RESOURCE_MAPPING = {
    "time": ("time", "runtime", "walltime"),
    "mem": ("mem", "mem_mb", "ram", "memory"),
    "mem-per-cpu": ("mem-per-cpu", "mem_per_cpu", "mem_per_thread", "mem_mb_per_cpu"),
    "nodes": ("nodes", "nnodes"),
    "partition": ("partition", "queue"),
}

Does that make sense or have I got something wrong?

mbhall88 commented 1 year ago

I noticed that as well, but I didn't know how to reconcile that with the snakemake documentation and I didn't know why this profile differed from snakemake's terms...

This profile existed before the snakemake --slurm option. So the docs on the snakemake website don't necessarily align with the options in this profile. So for suuplying that option with this profile I would use @johnstonmj 's suggestion above

hepcat72 commented 1 year ago

So, to clarify his suggestion, does...

Could you try changing mem_mb_per_cpu to mem_per_cpu (or another supported term)?

mean change them in my rules' resources directive or in that RESOURCE_MAPPING variable? If I change them in the profile scripts, then I could still explore using --slurm. Can I set both in the rules?

johnstonmj commented 1 year ago

I was suggesting that you update the keyword to be mem_per_cpu within the resources directive of each of your rules. This requires you to update each rule, but avoids modifying the profile itself.

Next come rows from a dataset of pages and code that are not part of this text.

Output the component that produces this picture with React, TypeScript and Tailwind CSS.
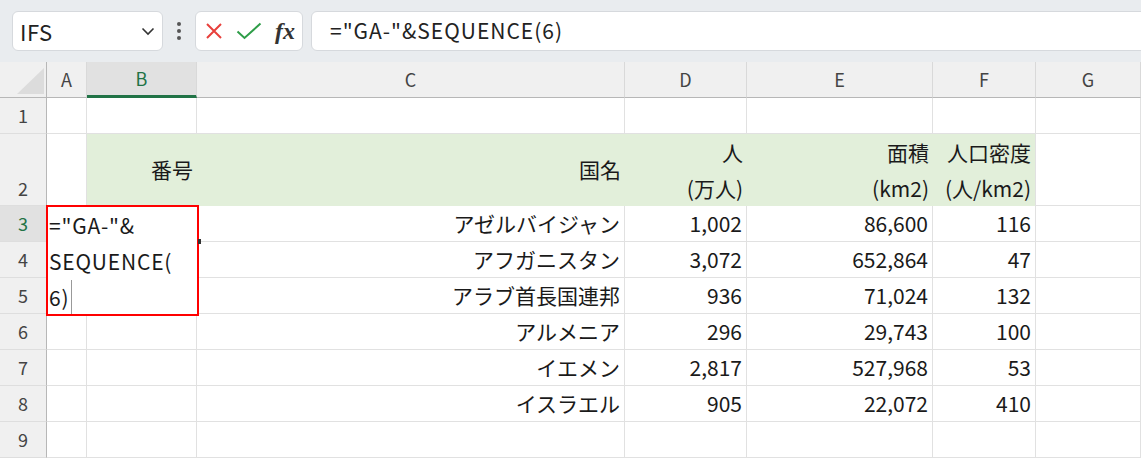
import React from "react";

const font = { fontFamily: '"Noto Sans CJK JP", "Noto Sans", sans-serif' };

const data = [
  ["アゼルバイジャン", "1,002", "86,600", "116"],
  ["アフガニスタン", "3,072", "652,864", "47"],
  ["アラブ首長国連邦", "936", "71,024", "132"],
  ["アルメニア", "296", "29,743", "100"],
  ["イエメン", "2,817", "527,968", "53"],
  ["イスラエル", "905", "22,072", "410"],
];

const cols = ["A", "B", "C", "D", "E", "F", "G"];

function RowHead({ n, h, sel }: { n: number; h: string; sel?: boolean }) {
  return (
    <div
      className={`${h} flex items-center justify-center border-r border-r-[#b7b7b7] border-b border-b-[#dedede] text-[18px] ${
        sel ? "bg-[#e1e1e1] text-[#217346]" : "bg-[#f0f0f0] text-[#444]"
      }`}
    >
      {n}
    </div>
  );
}

function Cell({ children, cls = "" }: { children?: React.ReactNode; cls?: string }) {
  return (
    <div className={`flex items-center justify-end pr-[4px] border-r border-b border-[#e1e1e1] bg-white text-[21px] text-[#1a1a1a] whitespace-nowrap ${cls}`}>
      {children}
    </div>
  );
}

export default function App() {
  return (
    <div className="w-[1141px] h-[459px] overflow-hidden bg-white relative" style={font}>
      {/* toolbar */}
      <div className="h-[62px] bg-[#e9ecef] flex items-center pl-[12px] gap-0">
        <div className="w-[151px] h-[40px] bg-white rounded-[6px] border border-[#d6d9dd] flex items-center pl-[7px] pr-[6px]">
          <span className="text-[22px] text-[#222] flex-1 tracking-[0.5px]">IFS</span>
          <svg width="16" height="16" viewBox="0 0 16 16" className="text-[#333]">
            <path d="M2.5 5.5 L8 11 L13.5 5.5" fill="none" stroke="currentColor" strokeWidth="1.6" />
          </svg>
        </div>
        <div className="w-[32px] flex flex-col items-center gap-[3px]">
          <div className="w-[4px] h-[4px] rounded-full bg-[#555]" />
          <div className="w-[4px] h-[4px] rounded-full bg-[#555]" />
          <div className="w-[4px] h-[4px] rounded-full bg-[#555]" />
        </div>
        <div className="w-[108px] h-[40px] bg-white rounded-[6px] border border-[#d6d9dd] flex items-center pl-[8px] gap-[12px]">
          <svg width="20" height="20" viewBox="0 0 20 20">
            <path d="M3 3 L17 17 M17 3 L3 17" stroke="#e8403c" strokeWidth="2" fill="none" />
          </svg>
          <svg width="26" height="20" viewBox="0 0 26 20">
            <path d="M1.5 10.5 L8.5 17 L24.5 2.5" stroke="#2e9d48" strokeWidth="2" fill="none" />
          </svg>
          <span className="text-[24px] italic font-bold text-[#333] leading-none ml-[1px]" style={{ fontFamily: '"Liberation Serif", serif' }}>
            fx
          </span>
        </div>
        <div className="flex-1 h-[40px] ml-[8px] mr-[-10px] bg-white rounded-[6px] border border-[#d6d9dd] flex items-center pl-[18px]">
          <span className="text-[21px] text-[#222] tracking-[1px]">="GA-"&amp;SEQUENCE(6)</span>
        </div>
      </div>

      {/* sheet */}
      <div className="grid grid-cols-[47px_40px_110px_428px_122px_186px_103px_105px] grid-rows-[36px_36px_72px_repeat(7,36px)]">
        {/* header row */}
        <div className="relative bg-[#f0f0f0] border-r border-r-[#b7b7b7] border-b border-b-[#b7b7b7]">
          <svg className="absolute left-[17px] top-[6px]" width="27" height="26" viewBox="0 0 27 26">
            <polygon points="27,0 27,26 0,26" fill="#dcdcdc" />
          </svg>
        </div>
        {cols.map((c) => (
          <div
            key={c}
            className={`flex items-center justify-center text-[18px] border-r border-r-[#d9d9d9] ${
              c === "B"
                ? "bg-[#e1e1e1] text-[#217346] border-b-[3px] border-b-[#217346]"
                : "bg-[#f0f0f0] text-[#444] border-b border-b-[#b7b7b7]"
            }`}
          >
            {c}
          </div>
        ))}

        {/* row 1 */}
        <RowHead n={1} h="" />
        {cols.map((c) => (
          <Cell key={c} />
        ))}

        {/* row 2 */}
        <RowHead n={2} h="items-end pb-[3px]" />
        <Cell />
        <div className="flex items-center justify-end pr-[4px] bg-[#e2efda] text-[21px] text-[#1a1a1a]">番号</div>
        <div className="flex items-center justify-end pr-[4px] bg-[#e2efda] text-[21px] text-[#1a1a1a]">国名</div>
        <div className="flex flex-col justify-center items-end pr-[4px] bg-[#e2efda] text-[21px] leading-[36px] text-[#1a1a1a]">
          <span>人</span>
          <span>(万人)</span>
        </div>
        <div className="flex flex-col justify-center items-end pr-[4px] bg-[#e2efda] text-[21px] leading-[36px] text-[#1a1a1a]">
          <span>面積</span>
          <span>(km2)</span>
        </div>
        <div className="flex flex-col justify-center items-end pr-[4px] bg-[#e2efda] text-[21px] leading-[36px] text-[#1a1a1a] border-r border-[#e1e1e1]">
          <span>人口密度</span>
          <span>(人/km2)</span>
        </div>
        <Cell />

        {/* data rows */}
        {data.map((r, i) => (
          <React.Fragment key={i}>
            <RowHead n={i + 3} h="" sel={i === 0} />
            <Cell />
            <Cell />
            <Cell>{r[0]}</Cell>
            <Cell>{r[1]}</Cell>
            <Cell>{r[2]}</Cell>
            <Cell>{r[3]}</Cell>
            <Cell />
          </React.Fragment>
        ))}

        {/* row 9 */}
        <RowHead n={9} h="" />
        {cols.map((c) => (
          <Cell key={c} />
        ))}
      </div>

      {/* editing cell overlay */}
      <div className="absolute left-[46px] top-[205px] w-[153px] h-[111px] border-2 border-[#ff0000] bg-white text-[21px] leading-[36px] text-[#1a1a1a] pl-[1px] tracking-[0.8px]">
        <div>="GA-"&amp;</div>
        <div>SEQUENCE(</div>
        <div className="flex items-center">
          <span>6)</span>
          <span className="inline-block w-[1px] h-[34px] bg-[#999] ml-[2px]" />
        </div>
      </div>
      <div className="absolute left-[198px] top-[239px] w-[3px] h-[5px] bg-[#333]" />
    </div>
  );
}
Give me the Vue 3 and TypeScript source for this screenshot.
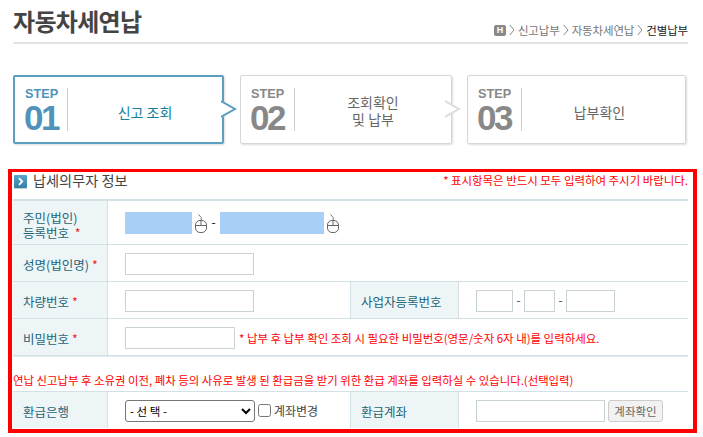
<script setup lang="ts">
const steps = [
  { no: '01', label: ['신고 조회'], active: true, arrow: true },
  { no: '02', label: ['조회확인', '및 납부'], active: false, arrow: true },
  { no: '03', label: ['납부확인'], active: false, arrow: false },
]
const crumbs = ['신고납부', '자동차세연납']
</script>

<template>
  <div class="page">
    <header class="head">
      <h1 class="title">자동차세연납</h1>
      <nav class="crumbs">
        <span class="home">H</span>
        <template v-for="c in crumbs" :key="c">
          <svg class="chev" viewBox="0 0 6 12" width="6" height="12"><path d="M.8 1 5 6 .8 11" fill="none" stroke="#888" stroke-width="1" /></svg>
          <span>{{ c }}</span>
        </template>
        <svg class="chev" viewBox="0 0 6 12" width="6" height="12"><path d="M.8 1 5 6 .8 11" fill="none" stroke="#888" stroke-width="1" /></svg>
        <span class="cur">건별납부</span>
      </nav>
    </header>

    <div class="steps">
      <div v-for="s in steps" :key="s.no" class="step" :class="{ active: s.active }">
        <div class="badge">
          <span class="word">STEP</span>
          <span class="no">{{ s.no }}</span>
        </div>
        <div class="label">
          <div v-for="l in s.label" :key="l">{{ l }}</div>
        </div>
        <svg v-if="s.arrow" class="arrow" viewBox="0 0 16 18" width="16" height="18">
          <path d="M0 0 15 9 0 18Z" fill="#fff" />
          <path d="M0 1 14 9 0 17" fill="none" :stroke="s.active ? '#5a9cc0' : '#dcdcdc'" stroke-width="2" />
        </svg>
      </div>
    </div>

    <section class="frame">
      <div class="sec-head">
        <div class="sec-title">
          <svg class="sec-icon" viewBox="0 0 13 14" width="13" height="14">
            <defs>
              <linearGradient id="sec-g" x1="0" y1="0" x2="0" y2="1">
                <stop offset="0" stop-color="#5aa5cc" />
                <stop offset="1" stop-color="#337fa8" />
              </linearGradient>
            </defs>
            <rect width="13" height="13" rx="1" fill="url(#sec-g)" />
            <rect y="13" width="13" height="1" fill="#c4ccd0" />
            <path d="M5 3.2 8.2 6.5 5 9.8" fill="none" stroke="#fff" stroke-width="1.8" />
          </svg>
          <span>납세의무자 정보</span>
        </div>
        <div class="req">* 표시항목은 반드시 모두 입력하여 주시기 바랍니다.</div>
      </div>

      <div class="form">
        <div class="row r1">
          <div class="th">주민(법인)<br />등록번호 <i>*</i></div>
          <div class="td">
            <span class="inp hl w67"></span>
            <svg class="mouse" viewBox="0 0 12 19" width="12" height="19"><path d="M3.5.5 6.2 3.5V7" fill="none" stroke="#777" /><rect x=".5" y="6.5" width="11" height="12" rx="4.5" fill="#fff" stroke="#666" /><path d="M.7 11.5h10.6M6 7v4.5" stroke="#666" fill="none" /></svg>
            <span class="dash">-</span>
            <span class="inp hl w104"></span>
            <svg class="mouse" viewBox="0 0 12 19" width="12" height="19"><path d="M3.5.5 6.2 3.5V7" fill="none" stroke="#777" /><rect x=".5" y="6.5" width="11" height="12" rx="4.5" fill="#fff" stroke="#666" /><path d="M.7 11.5h10.6M6 7v4.5" stroke="#666" fill="none" /></svg>
          </div>
        </div>
        <div class="row r2">
          <div class="th">성명(법인명) <i>*</i></div>
          <div class="td"><span class="inp w129"></span></div>
        </div>
        <div class="row r2 split">
          <div class="th">차량번호 <i>*</i></div>
          <div class="td"><span class="inp w129"></span></div>
          <div class="th th2">사업자등록번호</div>
          <div class="td biz">
            <span class="inp w37"></span><span class="dash2">-</span>
            <span class="inp w31"></span><span class="dash2">-</span>
            <span class="inp w49"></span>
          </div>
        </div>
        <div class="row r2">
          <div class="th">비밀번호 <i>*</i></div>
          <div class="td">
            <span class="inp w110"></span>
            <span class="pw-note">* 납부 후 납부 확인 조회 시 필요한 비밀번호(영문/숫자 6자 내)를 입력하세요.</span>
          </div>
        </div>
        <div class="notice">연납 신고납부 후 소유권 이전, 폐차 등의 사유로 발생 된 환급금을 받기 위한 환급 계좌를 입력하실 수 있습니다.(선택입력)</div>
        <div class="row r2 split last">
          <div class="th">환급은행</div>
          <div class="td">
            <select class="sel"><option>- 선 택 -</option></select>
            <label class="chk"><input type="checkbox" /><span>계좌변경</span></label>
          </div>
          <div class="th th2">환급계좌</div>
          <div class="td biz">
            <span class="inp w129"></span>
            <button class="btn" type="button">계좌확인</button>
          </div>
        </div>
      </div>
    </section>
  </div>
</template>

<style>
html, body { margin: 0; background: #fff; overflow: hidden; }
</style>

<style scoped>
.page {
  width: 703px;
  height: 437px;
  box-sizing: border-box;
  padding-top: 1px;
  font-family: "Noto Sans CJK KR", "Liberation Sans", sans-serif;
  font-size: 12px;
  overflow: hidden;
}
.head {
  margin: 0 15px 0 13px;
  height: 41px;
  border-bottom: 2px solid #e4e4e4;
  display: flex;
  justify-content: space-between;
  align-items: flex-end;
}
.title {
  margin: 0 0 5px;
  font-size: 24px;
  line-height: 32px;
  font-weight: 700;
  letter-spacing: -0.7px;
  color: #444;
}
.crumbs {
  display: flex;
  align-items: center;
  gap: 3px;
  font-size: 11.5px;
  letter-spacing: -0.15px;
  color: #777;
  margin-bottom: 4px;
  line-height: 16px;
}
.home {
  width: 12px;
  height: 11px;
  border-radius: 2px;
  background: #888;
  color: #fff;
  font: 700 9px/11px "Liberation Sans", sans-serif;
  letter-spacing: 0;
  text-align: center;
}
.cur { color: #222; }
.steps {
  display: flex;
  gap: 16px;
  margin: 31px 0 0 13px;
}
.step {
  position: relative;
  width: 212px;
  height: 69px;
  box-sizing: border-box;
  border: 1px solid #d6d6d6;
  border-radius: 2px;
  box-shadow: 1px 1px 2px #ddd;
  display: flex;
  padding: 12px 0 0 10px;
  color: #666;
}
.step:nth-child(3) { width: 219px; margin-left: -1px; }
.step.active {
  width: 211px;
  border: 2px solid #5d9ec3;
  padding: 11px 0 0 10px;
  color: #15809c;
}
.badge {
  width: 43px;
  height: 43px;
  flex: none;
  border-right: 1px solid #ccc;
  display: flex;
  flex-direction: column;
  font-family: "Liberation Sans", sans-serif;
  font-weight: 700;
  color: #888;
}
.active .badge { width: 42px; color: #4f93ba; }
.word { font-size: 12.7px; line-height: 13px; letter-spacing: 0; }
.no { font-size: 35px; line-height: 30px; letter-spacing: -2.5px; margin: 2px 0 0 -1px; }
.label {
  flex: 1;
  margin-top: -12px;
  align-self: stretch;
  height: 67px;
  display: flex;
  flex-direction: column;
  justify-content: center;
  align-items: center;
  font-size: 14px;
  line-height: 17px;
  padding-top: 5px;
  box-sizing: border-box;
}
.step:nth-child(2) .label { padding-top: 2px; }
.step:nth-child(3) .label { padding-right: 8px; }
.arrow {
  position: absolute;
  right: -10px;
  top: 24px;
}
.active .arrow { right: -15px; top: 23px; }
.frame {
  margin: 25px 0 0 8px;
  width: 689px;
  height: 264px;
  box-sizing: border-box;
  border: 4px solid #f00;
  border-top-width: 3px;
  padding-left: 1px;
}
.sec-head {
  height: 27px;
  width: 675px;
  display: flex;
  justify-content: space-between;
  align-items: flex-start;
}
.sec-title {
  display: flex;
  align-items: center;
  gap: 6px;
  margin: -1px 0 0 1px;
  font-size: 14.2px;
  line-height: 18px;
  color: #444;
}
.sec-icon { margin-top: 4px; }
.req {
  font-size: 11.45px;
  line-height: 16px;
  color: #f00;
}
.form { width: 675px; border-top: 2px solid #d3e1e6; }
.row {
  display: flex;
  border-bottom: 1px solid #d3e1e6;
  height: 36px;
}
.r1 { height: 43px; }
.th {
  width: 95px;
  box-sizing: border-box;
  flex: none;
  padding: 2px 0 0 10px;
  background: #edf5f7;
  border-right: 1px solid #d3e1e6;
  color: #1d6477;
  font-size: 12.5px;
  line-height: 15px;
  display: flex;
  align-items: center;
  flex-wrap: wrap;
  align-content: center;
}
.r1 .th { display: block; padding-top: 5px; }
.th i { color: #e22; font-style: normal; margin-left: 3px; }
.td {
  flex: 1;
  display: flex;
  align-items: center;
  padding: 1px 0 0 17px;
}
.split > .td:nth-child(2) { flex: none; width: 242px; box-sizing: border-box; }
.th2 { width: 109px; border-left: 1px solid #d3e1e6; }
.inp {
  display: block;
  height: 22px;
  box-sizing: border-box;
  border: 1px solid #c9d3d6;
  background: #fff;
  flex: none;
}
.hl { background: #a8cff5; border-color: #a8cff5; }
.w67 { width: 67px; }
.w104 { width: 104px; }
.w129 { width: 129px; }
.w110 { width: 110px; }
.w37 { width: 37px; }
.w31 { width: 31px; }
.w49 { width: 49px; }
.mouse { flex: none; margin: 1px 0 0 3px; }
.dash { width: 13px; text-align: center; font-size: 12px; flex: none; margin-top: -3px; }
.dash2 { width: 11px; text-align: center; color: #444; flex: none; margin-top: -3px; }
.pw-note { margin-left: 4px; font-size: 11.45px; color: #f00; white-space: nowrap; }
.notice {
  height: 36px;
  box-sizing: border-box;
  border-top: 1px solid #e6edf0;
  border-bottom: 1px solid #d3e1e6;
  font-size: 11.4px;
  line-height: 16px;
  padding-top: 15px;
  color: #f00;
  white-space: nowrap;
}
.last { border-bottom: none; }
.sel {
  width: 130px;
  height: 22px;
  font-family: inherit;
  font-size: 11.5px;
  padding: 0;
  border: 1px solid #767676;
  border-radius: 3px;
  background: #fff;
  color: #000;
  flex: none;
}
.chk {
  display: flex;
  align-items: center;
  color: #444;
  font-size: 12px;
  margin-left: 3px;
  gap: 3px;
  white-space: nowrap;
}
.chk input { margin: 0; width: 13px; height: 13px; }
.btn {
  margin-left: 3px;
  width: 55px;
  height: 22px;
  padding: 0;
  font-family: inherit;
  font-size: 11.5px;
  color: #666;
  background: #f2f2f2;
  border: 1px solid #ccc;
  border-radius: 3px;
}
</style>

I believe that your suggested edits to RESOURCE_MAPPING would work, too. If mem_mb_per_cpu is specified by the Snakemake docs, maybe this would be a welcome update to Snakemake-Profiles/slurm. However, I would prefer to make this edit via a pull request to update the profile. If you edit this on your personal machine, then any future users would need to make this same modification, so it feels less reproducible / portable.

I don't personally use the --slurm option with Snakemake as I prefer to make all necessary modifications / setup options within a Slurm profile that can be reused, and then use --profile slurm with Snakemake.